= WHAT IS NEEDED =
Transcribe every line exactly. Leave the pictures behind.

= GIVEN INFORMATION =
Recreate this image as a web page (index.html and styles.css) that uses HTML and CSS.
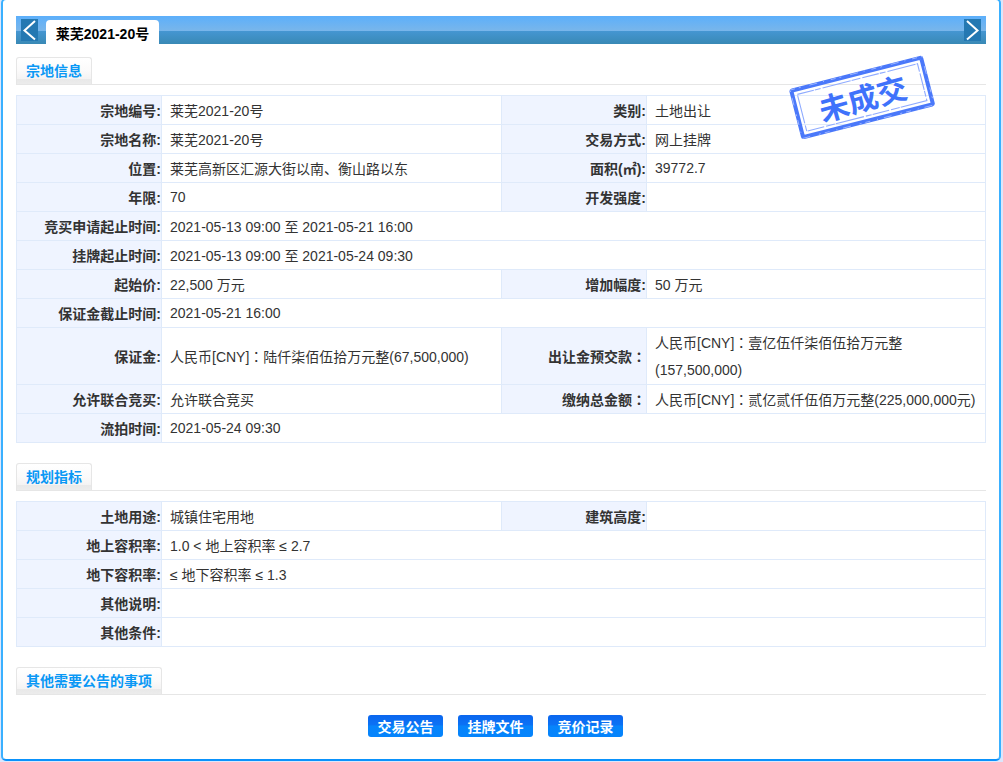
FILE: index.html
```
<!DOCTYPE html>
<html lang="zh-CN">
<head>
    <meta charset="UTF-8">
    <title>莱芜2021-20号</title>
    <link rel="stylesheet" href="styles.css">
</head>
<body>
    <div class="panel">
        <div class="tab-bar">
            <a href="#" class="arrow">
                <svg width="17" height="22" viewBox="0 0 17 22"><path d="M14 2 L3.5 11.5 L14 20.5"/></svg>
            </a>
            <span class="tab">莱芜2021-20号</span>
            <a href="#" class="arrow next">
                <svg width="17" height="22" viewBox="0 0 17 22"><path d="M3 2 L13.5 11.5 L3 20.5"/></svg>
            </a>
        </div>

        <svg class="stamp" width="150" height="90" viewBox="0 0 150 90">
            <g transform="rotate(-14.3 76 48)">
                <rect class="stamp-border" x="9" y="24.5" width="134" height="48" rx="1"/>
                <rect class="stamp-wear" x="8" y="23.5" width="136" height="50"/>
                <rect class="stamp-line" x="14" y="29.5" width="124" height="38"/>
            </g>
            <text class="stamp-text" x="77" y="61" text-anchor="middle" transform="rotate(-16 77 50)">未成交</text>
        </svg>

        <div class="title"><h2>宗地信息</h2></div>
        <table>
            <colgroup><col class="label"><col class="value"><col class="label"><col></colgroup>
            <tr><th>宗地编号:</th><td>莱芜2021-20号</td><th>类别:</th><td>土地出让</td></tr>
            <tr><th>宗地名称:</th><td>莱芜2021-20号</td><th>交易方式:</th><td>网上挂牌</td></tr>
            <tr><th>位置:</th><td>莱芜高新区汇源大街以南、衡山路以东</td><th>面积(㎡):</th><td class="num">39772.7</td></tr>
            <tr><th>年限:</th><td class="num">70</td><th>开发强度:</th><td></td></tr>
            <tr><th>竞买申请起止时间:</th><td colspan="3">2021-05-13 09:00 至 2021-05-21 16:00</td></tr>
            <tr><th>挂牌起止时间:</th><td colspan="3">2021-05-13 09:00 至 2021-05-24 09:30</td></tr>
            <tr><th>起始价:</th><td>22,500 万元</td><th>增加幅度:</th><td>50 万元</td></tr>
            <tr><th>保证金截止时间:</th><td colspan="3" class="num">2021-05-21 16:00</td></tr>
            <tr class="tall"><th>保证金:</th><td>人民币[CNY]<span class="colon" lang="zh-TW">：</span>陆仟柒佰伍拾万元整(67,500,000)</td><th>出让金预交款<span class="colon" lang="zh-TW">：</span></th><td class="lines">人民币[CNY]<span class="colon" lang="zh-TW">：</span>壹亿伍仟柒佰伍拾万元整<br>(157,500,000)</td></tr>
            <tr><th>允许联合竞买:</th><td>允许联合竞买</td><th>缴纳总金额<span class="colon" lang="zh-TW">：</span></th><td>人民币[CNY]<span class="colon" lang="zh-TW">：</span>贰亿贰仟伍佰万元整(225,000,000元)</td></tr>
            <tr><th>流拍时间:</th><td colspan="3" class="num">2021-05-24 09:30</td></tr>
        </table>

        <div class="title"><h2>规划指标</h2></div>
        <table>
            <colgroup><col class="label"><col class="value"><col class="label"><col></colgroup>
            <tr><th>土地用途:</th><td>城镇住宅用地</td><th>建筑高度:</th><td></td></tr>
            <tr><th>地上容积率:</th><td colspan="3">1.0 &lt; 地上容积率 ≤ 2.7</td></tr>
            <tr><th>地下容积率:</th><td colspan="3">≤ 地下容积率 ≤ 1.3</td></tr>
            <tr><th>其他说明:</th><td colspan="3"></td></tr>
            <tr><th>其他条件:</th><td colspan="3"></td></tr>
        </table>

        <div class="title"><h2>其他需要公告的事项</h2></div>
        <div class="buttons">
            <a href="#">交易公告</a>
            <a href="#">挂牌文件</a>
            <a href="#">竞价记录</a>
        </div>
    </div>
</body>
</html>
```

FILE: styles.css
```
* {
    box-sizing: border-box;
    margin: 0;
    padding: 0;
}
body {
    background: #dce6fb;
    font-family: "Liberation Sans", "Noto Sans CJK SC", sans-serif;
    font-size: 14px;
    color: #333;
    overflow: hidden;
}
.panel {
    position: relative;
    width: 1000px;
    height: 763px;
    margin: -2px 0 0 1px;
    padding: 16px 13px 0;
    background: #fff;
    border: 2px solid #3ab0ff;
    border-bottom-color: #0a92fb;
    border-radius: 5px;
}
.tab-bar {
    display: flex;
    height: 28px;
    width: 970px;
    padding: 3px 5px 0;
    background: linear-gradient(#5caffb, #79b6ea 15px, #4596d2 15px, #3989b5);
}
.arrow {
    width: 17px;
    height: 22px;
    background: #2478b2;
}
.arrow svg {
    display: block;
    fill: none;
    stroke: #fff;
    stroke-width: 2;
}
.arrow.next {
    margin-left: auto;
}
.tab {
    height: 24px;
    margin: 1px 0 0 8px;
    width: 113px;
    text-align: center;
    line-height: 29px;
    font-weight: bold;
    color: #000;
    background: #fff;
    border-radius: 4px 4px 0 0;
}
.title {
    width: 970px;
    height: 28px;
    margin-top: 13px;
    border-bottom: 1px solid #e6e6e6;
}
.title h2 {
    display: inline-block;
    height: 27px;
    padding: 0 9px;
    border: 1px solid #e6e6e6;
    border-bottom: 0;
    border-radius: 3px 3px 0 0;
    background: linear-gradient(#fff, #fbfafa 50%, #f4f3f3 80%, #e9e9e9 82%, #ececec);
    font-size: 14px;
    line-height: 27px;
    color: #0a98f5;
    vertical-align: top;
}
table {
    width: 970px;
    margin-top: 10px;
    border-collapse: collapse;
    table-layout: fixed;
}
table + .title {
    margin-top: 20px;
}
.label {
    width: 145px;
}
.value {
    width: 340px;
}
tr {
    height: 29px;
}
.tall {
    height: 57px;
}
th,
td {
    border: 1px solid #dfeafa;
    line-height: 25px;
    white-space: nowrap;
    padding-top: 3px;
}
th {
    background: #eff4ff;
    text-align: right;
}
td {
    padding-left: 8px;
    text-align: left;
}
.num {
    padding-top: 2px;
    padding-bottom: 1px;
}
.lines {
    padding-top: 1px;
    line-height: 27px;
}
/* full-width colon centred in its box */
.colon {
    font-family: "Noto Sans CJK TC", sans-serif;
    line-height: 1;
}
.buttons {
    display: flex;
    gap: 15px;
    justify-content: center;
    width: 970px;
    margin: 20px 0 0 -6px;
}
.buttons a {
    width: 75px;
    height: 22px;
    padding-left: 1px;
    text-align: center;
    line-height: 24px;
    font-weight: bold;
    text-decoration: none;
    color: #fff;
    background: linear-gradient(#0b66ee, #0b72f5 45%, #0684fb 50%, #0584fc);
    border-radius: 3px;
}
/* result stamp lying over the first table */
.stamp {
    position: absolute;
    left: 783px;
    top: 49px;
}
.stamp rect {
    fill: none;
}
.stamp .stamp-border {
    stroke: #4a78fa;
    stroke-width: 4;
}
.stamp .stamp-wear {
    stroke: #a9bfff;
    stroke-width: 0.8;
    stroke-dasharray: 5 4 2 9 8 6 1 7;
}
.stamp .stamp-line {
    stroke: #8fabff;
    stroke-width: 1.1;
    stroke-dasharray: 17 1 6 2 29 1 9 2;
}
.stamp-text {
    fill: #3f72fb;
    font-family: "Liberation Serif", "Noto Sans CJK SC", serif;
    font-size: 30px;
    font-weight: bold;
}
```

= RESPONSE TO THE EXERCISE =
Recreate this image as a web page (index.html and styles.css) that uses HTML and CSS.
FILE: index.html
```
<!DOCTYPE html>
<html lang="zh-CN">
<head>
    <meta charset="UTF-8">
    <title>莱芜2021-20号</title>
    <link rel="stylesheet" href="styles.css">
</head>
<body>
    <div class="panel">
        <div class="tab-bar">
            <a href="#" class="arrow">
                <svg width="17" height="22" viewBox="0 0 17 22"><path d="M14 2 L3.5 11.5 L14 20.5"/></svg>
            </a>
            <span class="tab">莱芜2021-20号</span>
            <a href="#" class="arrow next">
                <svg width="17" height="22" viewBox="0 0 17 22"><path d="M3 2 L13.5 11.5 L3 20.5"/></svg>
            </a>
        </div>

        <svg class="stamp" width="150" height="90" viewBox="0 0 150 90">
            <g transform="rotate(-14.3 76 48)">
                <rect class="stamp-border" x="9" y="24.5" width="134" height="48" rx="1"/>
                <rect class="stamp-wear" x="8" y="23.5" width="136" height="50"/>
                <rect class="stamp-line" x="14" y="29.5" width="124" height="38"/>
            </g>
            <text class="stamp-text" x="77" y="61" text-anchor="middle" transform="rotate(-16 77 50)">未成交</text>
        </svg>

        <div class="title"><h2>宗地信息</h2></div>
        <table>
            <colgroup><col class="label"><col class="value"><col class="label"><col></colgroup>
            <tr><th>宗地编号:</th><td>莱芜2021-20号</td><th>类别:</th><td>土地出让</td></tr>
            <tr><th>宗地名称:</th><td>莱芜2021-20号</td><th>交易方式:</th><td>网上挂牌</td></tr>
            <tr><th>位置:</th><td>莱芜高新区汇源大街以南、衡山路以东</td><th>面积(㎡):</th><td class="num">39772.7</td></tr>
            <tr><th>年限:</th><td class="num">70</td><th>开发强度:</th><td></td></tr>
            <tr><th>竞买申请起止时间:</th><td colspan="3">2021-05-13 09:00 至 2021-05-21 16:00</td></tr>
            <tr><th>挂牌起止时间:</th><td colspan="3">2021-05-13 09:00 至 2021-05-24 09:30</td></tr>
            <tr><th>起始价:</th><td>22,500 万元</td><th>增加幅度:</th><td>50 万元</td></tr>
            <tr><th>保证金截止时间:</th><td colspan="3" class="num">2021-05-21 16:00</td></tr>
            <tr class="tall"><th>保证金:</th><td>人民币[CNY]<span class="colon" lang="zh-TW">：</span>陆仟柒佰伍拾万元整(67,500,000)</td><th>出让金预交款<span class="colon" lang="zh-TW">：</span></th><td class="lines">人民币[CNY]<span class="colon" lang="zh-TW">：</span>壹亿伍仟柒佰伍拾万元整<br>(157,500,000)</td></tr>
            <tr><th>允许联合竞买:</th><td>允许联合竞买</td><th>缴纳总金额<span class="colon" lang="zh-TW">：</span></th><td>人民币[CNY]<span class="colon" lang="zh-TW">：</span>贰亿贰仟伍佰万元整(225,000,000元)</td></tr>
            <tr><th>流拍时间:</th><td colspan="3" class="num">2021-05-24 09:30</td></tr>
        </table>

        <div class="title"><h2>规划指标</h2></div>
        <table>
            <colgroup><col class="label"><col class="value"><col class="label"><col></colgroup>
            <tr><th>土地用途:</th><td>城镇住宅用地</td><th>建筑高度:</th><td></td></tr>
            <tr><th>地上容积率:</th><td colspan="3">1.0 &lt; 地上容积率 ≤ 2.7</td></tr>
            <tr><th>地下容积率:</th><td colspan="3">≤ 地下容积率 ≤ 1.3</td></tr>
            <tr><th>其他说明:</th><td colspan="3"></td></tr>
            <tr><th>其他条件:</th><td colspan="3"></td></tr>
        </table>

        <div class="title"><h2>其他需要公告的事项</h2></div>
        <div class="buttons">
            <a href="#">交易公告</a>
            <a href="#">挂牌文件</a>
            <a href="#">竞价记录</a>
        </div>
    </div>
</body>
</html>
```

FILE: styles.css
```
* {
    box-sizing: border-box;
    margin: 0;
    padding: 0;
}
body {
    background: #dce6fb;
    font-family: "Liberation Sans", "Noto Sans CJK SC", sans-serif;
    font-size: 14px;
    color: #333;
    overflow: hidden;
}
.panel {
    position: relative;
    width: 1000px;
    height: 763px;
    margin: -2px 0 0 1px;
    padding: 16px 13px 0;
    background: #fff;
    border: 2px solid #3ab0ff;
    border-bottom-color: #0a92fb;
    border-radius: 5px;
}
.tab-bar {
    display: flex;
    height: 28px;
    width: 970px;
    padding: 3px 5px 0;
    background: linear-gradient(#5caffb, #79b6ea 15px, #4596d2 15px, #3989b5);
}
.arrow {
    width: 17px;
    height: 22px;
    background: #2478b2;
}
.arrow svg {
    display: block;
    fill: none;
    stroke: #fff;
    stroke-width: 2;
}
.arrow.next {
    margin-left: auto;
}
.tab {
    height: 24px;
    margin: 1px 0 0 8px;
    width: 113px;
    text-align: center;
    line-height: 29px;
    font-weight: bold;
    color: #000;
    background: #fff;
    border-radius: 4px 4px 0 0;
}
.title {
    width: 970px;
    height: 28px;
    margin-top: 13px;
    border-bottom: 1px solid #e6e6e6;
}
.title h2 {
    display: inline-block;
    height: 27px;
    padding: 0 9px;
    border: 1px solid #e6e6e6;
    border-bottom: 0;
    border-radius: 3px 3px 0 0;
    background: linear-gradient(#fff, #fbfafa 50%, #f4f3f3 80%, #e9e9e9 82%, #ececec);
    font-size: 14px;
    line-height: 27px;
    color: #0a98f5;
    vertical-align: top;
}
table {
    width: 970px;
    margin-top: 10px;
    border-collapse: collapse;
    table-layout: fixed;
}
table + .title {
    margin-top: 20px;
}
.label {
    width: 145px;
}
.value {
    width: 340px;
}
tr {
    height: 29px;
}
.tall {
    height: 57px;
}
th,
td {
    border: 1px solid #dfeafa;
    line-height: 25px;
    white-space: nowrap;
    padding-top: 3px;
}
th {
    background: #eff4ff;
    text-align: right;
}
td {
    padding-left: 8px;
    text-align: left;
}
.num {
    padding-top: 2px;
    padding-bottom: 1px;
}
.lines {
    padding-top: 1px;
    line-height: 27px;
}
/* full-width colon centred in its box */
.colon {
    font-family: "Noto Sans CJK TC", sans-serif;
    line-height: 1;
}
.buttons {
    display: flex;
    gap: 15px;
    justify-content: center;
    width: 970px;
    margin: 20px 0 0 -6px;
}
.buttons a {
    width: 75px;
    height: 22px;
    padding-left: 1px;
    text-align: center;
    line-height: 24px;
    font-weight: bold;
    text-decoration: none;
    color: #fff;
    background: linear-gradient(#0b66ee, #0b72f5 45%, #0684fb 50%, #0584fc);
    border-radius: 3px;
}
/* result stamp lying over the first table */
.stamp {
    position: absolute;
    left: 783px;
    top: 49px;
}
.stamp rect {
    fill: none;
}
.stamp .stamp-border {
    stroke: #4a78fa;
    stroke-width: 4;
}
.stamp .stamp-wear {
    stroke: #a9bfff;
    stroke-width: 0.8;
    stroke-dasharray: 5 4 2 9 8 6 1 7;
}
.stamp .stamp-line {
    stroke: #8fabff;
    stroke-width: 1.1;
    stroke-dasharray: 17 1 6 2 29 1 9 2;
}
.stamp-text {
    fill: #3f72fb;
    font-family: "Liberation Serif", "Noto Sans CJK SC", serif;
    font-size: 30px;
    font-weight: bold;
}
```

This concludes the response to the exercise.